The credibility of standardised examinations was built through decades of implementation. One of the most significant challenges that we face as we venture into a future of primary school education without UPSR and similar examinations is a need to build public trust in classroom-based assessments. In the context of holistic assessments, design and implementation of these assessments in the classroom require teachers to exercise professional judgement. Exercising professional judgment is more than just technically challenging for teachers who are accustomed to standardised assessments because teachers also face doubts from the rest of the society who value standardisation in assessing students’ academic capabilities.
A common misconception about standardisation of assessments (in terms of questions, marking schemes, time limits, exam conditions, candidate anonymity, etc.) is that standardisation removes all forms of biases in measuring students’ academic capabilities, including those that stemmed from teacher-student relationship. With the multitude of biases, however, we can be confident that standardisation only limits or eliminates some (instead of all) forms of biases. Standardised assessments do not, for example, take into account students’ extenuating circumstances and access to resources that can have significant impacts on students’ performance in the assessments. Meanwhile, holistic assessments designed and conducted by teachers in the classroom safeguard us against these biases, although they are susceptible to other forms of biases. Although we might not be able to create assessments that are free from all forms of biases, we should strive to implement inclusive assessments (such as holistic assessments) that will best prepare all students for their future.
To build public trust in teachers as a reliable source of information on students’ capabilities, we advocate for a transparent system that captures data relevant to implementation of the assessments and synthesis of understanding of student’s growth, in addition to raising parents’ awareness or shifting their mindsets about school-based assessments. The system could, for example, be based on blockchain technology which provides a high level of trust and security in evaluating, storing and sharing competencies and learning outcomes that students have achieved. Apart from building a transparent system, professional training and coaching should also be provided to in-service teachers to support them in adjusting their teaching practices, in developing relevant assessment tools, and in providing feedback to students.

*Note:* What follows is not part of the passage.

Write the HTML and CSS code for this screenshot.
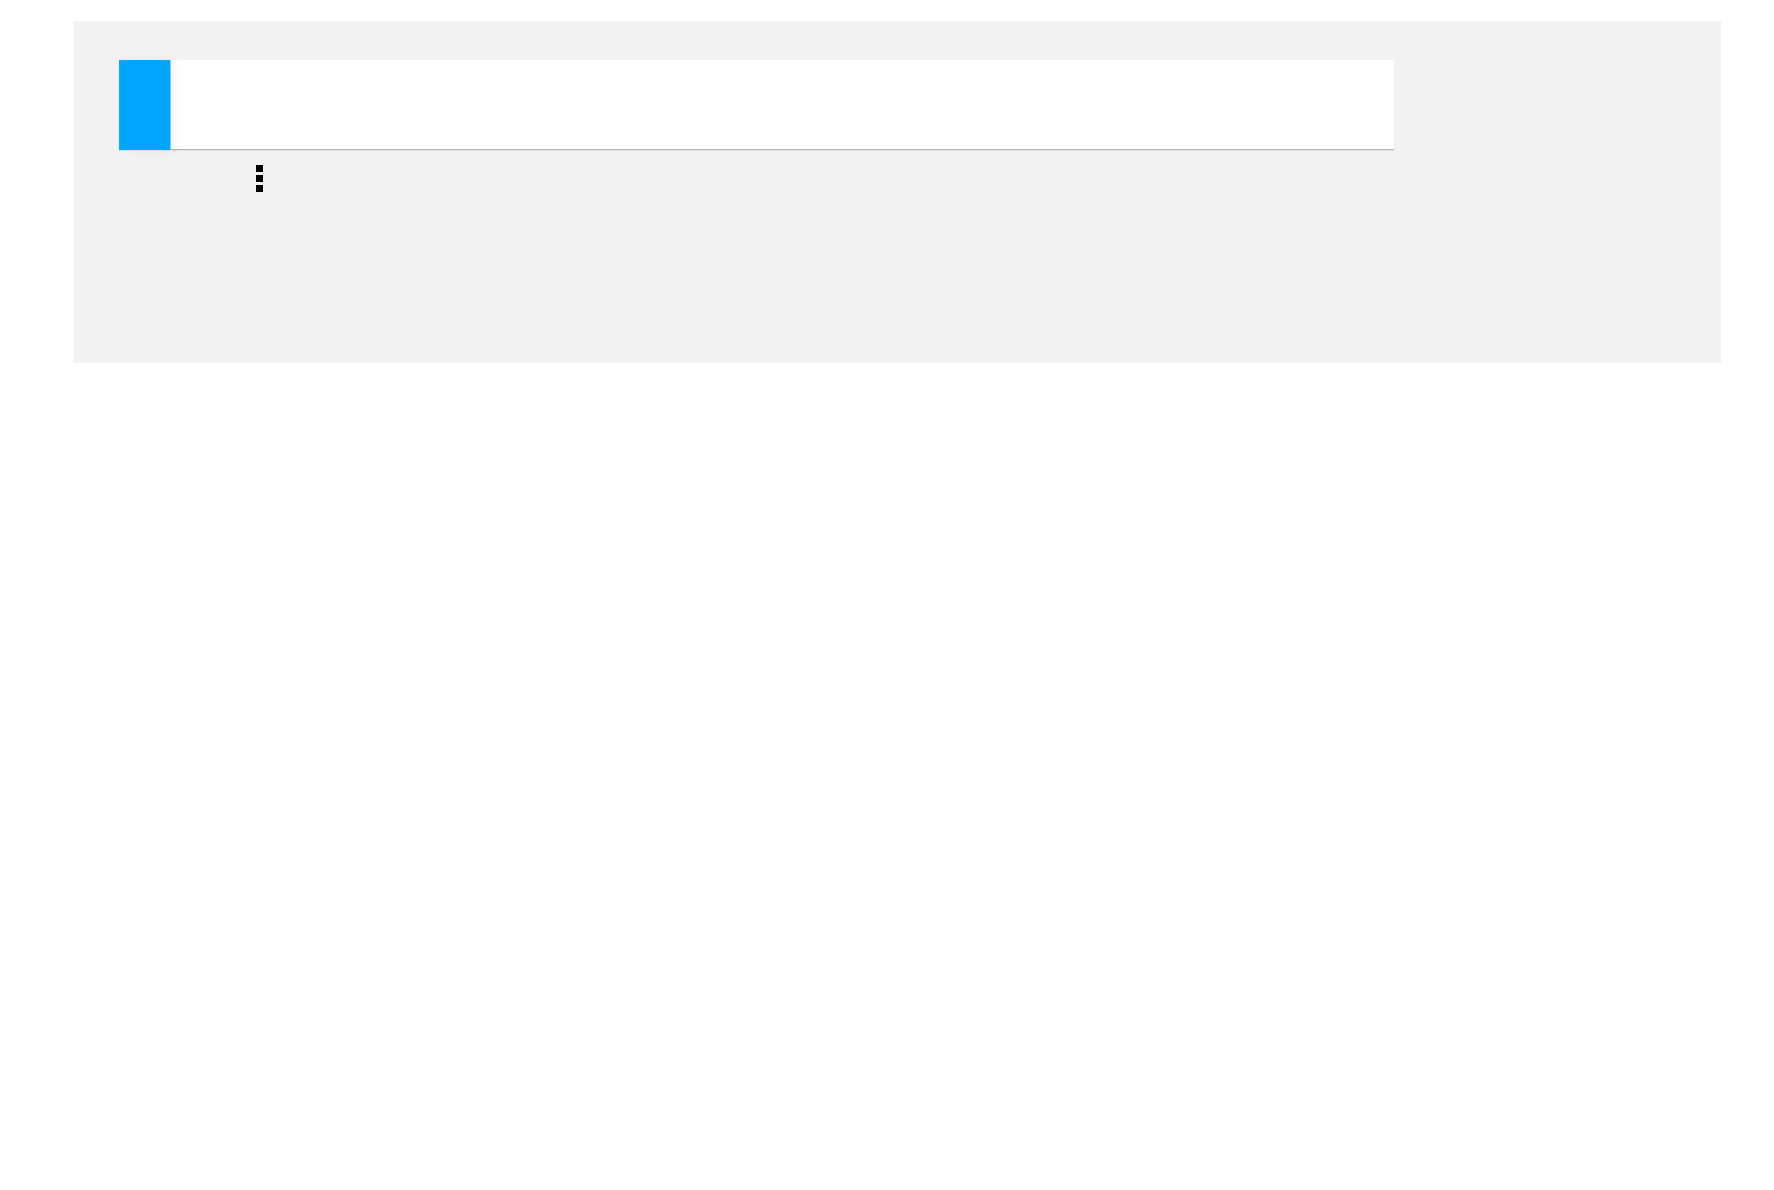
FILE: index.html
```html
<!DOCTYPE html>
<html lang="en">
<head>
  <meta charset="UTF-8" />
  <title>Toolbar</title>
  <link rel="stylesheet" href="styles.css">
</head>

<body>
  <div class="panel">
    <div class="toolbar">
      <div class="toolbar-accent"></div>
      <div class="toolbar-body"></div>
    </div>
    <button class="more-button" aria-label="More">
      <span class="dot"></span>
      <span class="dot"></span>
      <span class="dot"></span>
    </button>
  </div>
</body>
</html>
```

FILE: styles.css
```css
body {
  margin: 0;
  padding: 21px 53px 0 74px;
  background-color: #ffffff;
  font-family: 'Roboto', sans-serif;
}

.panel {
  height: 342px;
  box-sizing: border-box;
  padding: 39px 45px;
  background-color: #f2f2f2;
}

.toolbar {
  display: flex;
  width: 1275px;
  height: 90px;
  background-color: #fff;
  box-shadow: inset 0 -1px 0 #b4b4b4, 0 0.5px 0 #cfcfcf;
}

.toolbar-accent {
  width: 51px;
  background-color: #00a6ff;
  box-shadow: 1px 0 0 #7fd0ff, 4px 0 10px rgba(0, 0, 0, 0.05);
}

.toolbar-body {
  flex: 1;
}

.more-button {
  display: flex;
  flex-direction: column;
  gap: 3px;
  margin: 15px 0 0 137px;
  padding: 0;
  border: none;
  background: none;
  cursor: pointer;
}

.dot {
  width: 7px;
  height: 7px;
  background-color: #000;
}
```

Another challenge that our education system will need to address in shifting towards holistic assessments is the class size. While standardised assessments are easier to be administered to a large group of students, holistic assessments that require the active participation of every student and ongoing feedback from teachers are easier to be implemented with a smaller group of students. We acknowledge that class size reduction is not a decision that can be easily made. However, if we were to adopt holistic assessments, we need to ensure that this step is taken so the conditions are optimal in order for the assessments to truly benefit all students.
Despite these challenges and many others, Teach For Malaysia is optimistic about the future of primary education following the abolishment of UPSR. With the Covid-19 pandemic continuing to impact learning, the abolishment of UPSR will relieve the stress and anxiety that teachers and students tend to experience in preparing for it, and will free up valuable classroom time to allow teachers to remediate learning losses and make the learning time meaningful and enjoyable for the students.